Tatsächlich werden gesetz­liche und vertrag­liche Leistungs­ver­wei­ge­rungs­rechte seit Monaten viel disku­tiert. Zum einen geht es um § 313 BGB. Zum anderen um vertraglich verein­barte Force-Majeure-Klauseln. Verall­ge­mei­nernd – es gibt viele Spiel­arten – geht es jeweils darum, dass wichtige Umstände für ein Vertrags­ver­hältnis sich seit Vertrags­schluss grund­legend geändert haben. In diesem Fall sollen die Parteien nicht am Vertrags­schluss festge­halten werden. Konkret bezogen auf Erdgas stehen viele Unter­nehmen auf dem Stand­punkt, dass bei einer Explosion der Preise vor der Krise geschlossene Verträge auf den Prüfstand gehören. Es solle nicht wie vereinbart erfüllt werden, sondern die Leistung – Gas für den vor der Krise verein­barten günstigen Preis – verweigert werden dürfen.
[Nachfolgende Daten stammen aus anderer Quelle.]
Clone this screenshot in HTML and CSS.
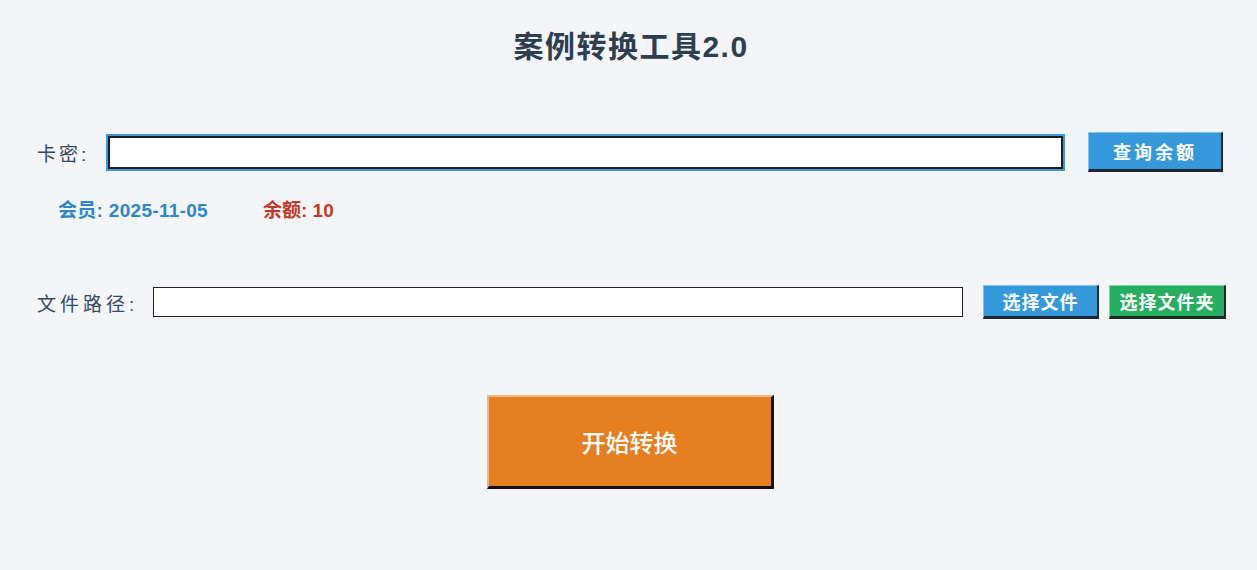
FILE: index.html
```html
<!DOCTYPE html>
<html lang="zh-CN">
<head>
<meta charset="utf-8">
<title>案例转换工具2.0</title>
<link rel="stylesheet" href="styles.css">
</head>
<body>
<div class="app">
  <h1 class="title">案例转换工具2.0</h1>

  <div class="row row-key">
    <label class="label label-key">卡密:</label>
    <div class="entry entry-focus"></div>
    <button class="btn btn-blue btn-query">查询余额</button>
  </div>

  <div class="info">
    <span class="info-member">会员: 2025-11-05</span>
    <span class="info-balance">余额: 10</span>
  </div>

  <div class="row row-path">
    <label class="label label-path">文件路径:</label>
    <div class="entry entry-path"></div>
    <div class="btn-group">
      <button class="btn btn-blue btn-file">选择文件</button>
      <button class="btn btn-green btn-folder">选择文件夹</button>
    </div>
  </div>

  <div class="start-wrap">
    <button class="btn-start">开始转换</button>
  </div>
</div>
</body>
</html>
```

FILE: styles.css
```css
html, body {
  margin: 0;
  padding: 0;
  background: #f4f5f9;
}

body {
  font-family: "Liberation Sans", "Noto Sans CJK SC", sans-serif;
  color: #2c3e50;
  width: 1257px;
  height: 570px;
  overflow: hidden;
}

.app {
  display: flex;
  flex-direction: column;
}

.title {
  margin: 27px 0 0 0;
  padding-left: 5px;
  text-align: center;
  font-size: 30px;
  line-height: 40px;
  font-weight: 700;
  color: #2c3e50;
  letter-spacing: 1.5px;
}

.row {
  display: flex;
  align-items: center;
}

.row-key {
  margin-top: 65px;
  height: 40px;
  padding: 0 34px 0 37px;
}

.label {
  font-size: 19px;
  color: #34495e;
  white-space: nowrap;
}

.label-key {
  width: 69px;
  letter-spacing: 3px;
}

.label-path {
  width: 116px;
  letter-spacing: 4px;
}

.entry {
  flex: 1;
  background: #ffffff;
  box-sizing: border-box;
}

.entry-focus {
  height: 33px;
  border: 2px solid #1e1e1e;
  box-shadow: 0 0 0 2px #3a9ad9;
  margin: 0 25px 0 2px;
}

.btn {
  font-family: "Liberation Sans", "Noto Sans CJK SC", sans-serif;
  font-weight: 700;
  color: #ffffff;
  padding: 0;
  box-sizing: border-box;
  cursor: pointer;
  letter-spacing: 1px;
}

.btn-blue {
  background: #3498db;
  border-top: 1px solid #7fc0ec;
  border-left: 1px solid #7fc0ec;
  border-right: 2px solid #1c2733;
  border-bottom: 3px solid #1c2733;
}

.btn-green {
  background: #27ae60;
  border-top: 1px solid #7ed6a2;
  border-left: 1px solid #7ed6a2;
  border-right: 2px solid #1c2b22;
  border-bottom: 3px solid #1c2b22;
}

.btn-query {
  width: 135px;
  height: 40px;
  font-size: 18px;
  letter-spacing: 3px;
}

.info {
  display: flex;
  margin-top: 27px;
  padding-left: 58px;
  font-size: 19px;
  font-weight: 700;
  line-height: 24px;
}

.info-member {
  color: #2e86c8;
  width: 205px;
  letter-spacing: 0.3px;
}

.info-balance {
  color: #c0392b;
}

.row-path {
  margin-top: 62px;
  height: 34px;
  padding: 0 31px 0 37px;
}

.entry-path {
  height: 30px;
  border: 1px solid #1e1e1e;
  margin-right: 20px;
}

.btn-group {
  display: flex;
  gap: 10px;
}

.btn-file {
  width: 116px;
  height: 34px;
  font-size: 18px;
}

.btn-folder {
  width: 117px;
  height: 34px;
  font-size: 18px;
}

.start-wrap {
  display: flex;
  justify-content: center;
  margin-top: 76px;
  padding-left: 3px;
}

.btn-start {
  width: 287px;
  height: 94px;
  background: #e67e22;
  color: #ffffff;
  font-family: "Liberation Sans", "Noto Sans CJK SC", sans-serif;
  font-size: 24px;
  font-weight: 500;
  box-sizing: border-box;
  border-top: 2px solid #f5b583;
  border-left: 2px solid #f5b583;
  border-right: 3px solid #111111;
  border-bottom: 3px solid #111111;
  padding: 0;
  cursor: pointer;
}
```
Ob und wann dieses Leistungs­ver­wei­ge­rungs­recht überhaupt besteht, wird heftig disku­tiert. Es wäre ohne Erlass dieser neuen Norm anzunehmen gewesen, dass in einigem zeitlichen Abstand Zivil­ge­richte über die Maßstäbe der Anwendung entscheiden. Diese Unsicherheit wollte der Gesetz­geber nicht hinnehmen. Die neue Norm knüpft die Ausübung solcher Leistungs­ver­wei­ge­rungs­rechte wegen Reduzierung oder Ausfall von Gasmengen an die Geneh­migung durch die Bundes­netz­agentur (BNetzA). Die BNetzA entscheidet im Rahmen einer Ermes­sens­ent­scheidung mit Blick auf die Funkti­ons­fä­higkeit des Marktes.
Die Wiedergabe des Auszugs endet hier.